Tharsa Sakthipakan: The visit to the BBC was remarkable. As a young girl, the BBC was a big part of my growth, and seeing the dedicated journalists behind such an institution was incredible. To tackle misinformation and continue to be impartial, journalists must analyse all angles of news. Fake news has become a primary influence on those who do not have access to media sources, thus proving the job of the BBC to be even more difficult. Misleading content online is tackled effectively, through careful analysis of every frame of a picture, to using investigative technology to deem whether the source is fake or not. Journalists at the BBC are dedicated to providing their audience with unbiased and accurately represented news which scopes across a variety of topics. It was a pleasure to be in the midst of such work.

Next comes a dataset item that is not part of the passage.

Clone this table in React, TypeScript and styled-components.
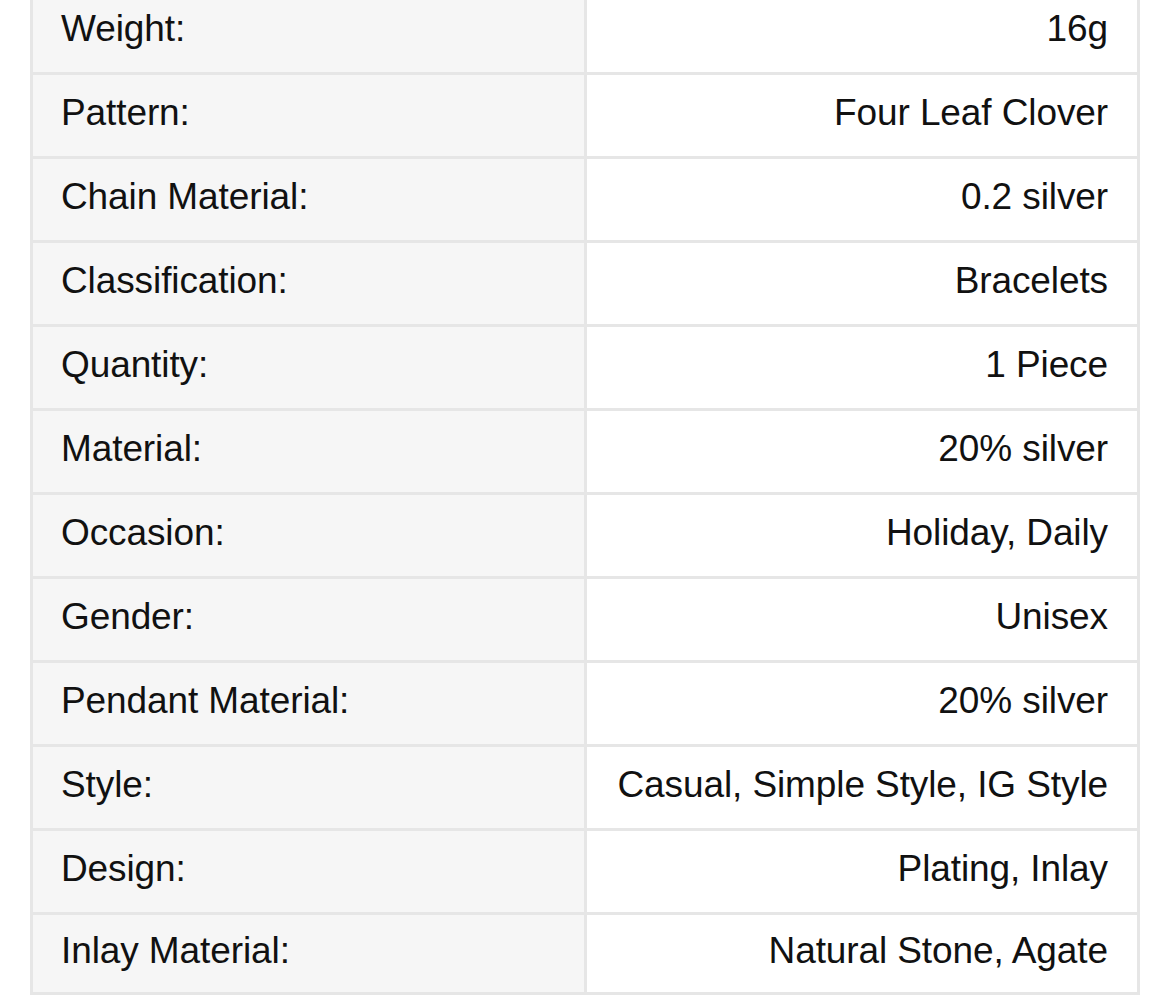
import React from "react";
import styled, { createGlobalStyle } from "styled-components";

const Global = createGlobalStyle`
  html, body { margin: 0; padding: 0; background: #ffffff; }
  body { font-family: "Liberation Sans", Arial, sans-serif; overflow: hidden; }
`;

const Page = styled.div`
  width: 1170px;
  height: 996px;
  overflow: hidden;
  background: #ffffff;
`;

const Table = styled.div`
  margin: -12px 0 0 30px;
  width: 1110px;
  border: 3px solid #e6e6e6;
  box-sizing: border-box;
  display: grid;
  grid-template-columns: 551px 3px 550px;
  background: #e6e6e6;
  row-gap: 3px;
`;

const Label = styled.div<{ $h: number }>`
  height: ${(p) => p.$h}px;
  box-sizing: border-box;
  background: #f6f6f6;
  display: flex;
  align-items: center;
  padding: 0 0 5px 28px;
  font-size: 37px;
  color: #111111;
  letter-spacing: -0.1px;
`;

const Divider = styled.div`
  background: #e6e6e6;
`;

const Value = styled.div<{ $h: number }>`
  height: ${(p) => p.$h}px;
  box-sizing: border-box;
  background: #ffffff;
  display: flex;
  align-items: center;
  justify-content: flex-end;
  padding: 0 29px 5px 0;
  font-size: 37px;
  color: #111111;
  letter-spacing: -0.1px;
`;

const rows: [string, string][] = [
  ["Weight:", "16g"],
  ["Pattern:", "Four Leaf Clover"],
  ["Chain Material:", "0.2 silver"],
  ["Classification:", "Bracelets"],
  ["Quantity:", "1 Piece"],
  ["Material:", "20% silver"],
  ["Occasion:", "Holiday, Daily"],
  ["Gender:", "Unisex"],
  ["Pendant Material:", "20% silver"],
  ["Style:", "Casual, Simple Style, IG Style"],
  ["Design:", "Plating, Inlay"],
  ["Inlay Material:", "Natural Stone, Agate"],
];

export default function App() {
  return (
    <Page>
      <Global />
      <Table>
        {rows.map(([k, v], i) => {
          const h = i === rows.length - 1 ? 77 : 81;
          return (
            <React.Fragment key={k}>
              <Label $h={h}>{k}</Label>
              <Divider />
              <Value $h={h}>{v}</Value>
            </React.Fragment>
          );
        })}
      </Table>
    </Page>
  );
}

Ari Abelson: The BBC has always been a part of my household. In Canada, BBC is seen as a reliable and objective source of news. Although, these very attributes have led to its continued criticism as of late. Going to the BBC and learning from the reporters who tackle some of the most complicated questions of balance between objectivity and truth was a unique experience. Coming out of this visit I am left with many questions, questions the BBC teams make their daily mission to try and tackle. How do you report on protracted conflicts and keep people engaged without normalizing or glorifying the violence? How do news organizations compete with the immense technological resources of companies that circulate disinformation? How does the BBC stay objective in a continuously polarizing world? Meeting the teams reassured me that the BBC is committed to the complicated process of creating impactful news, and I am grateful I was able to interact with the institution.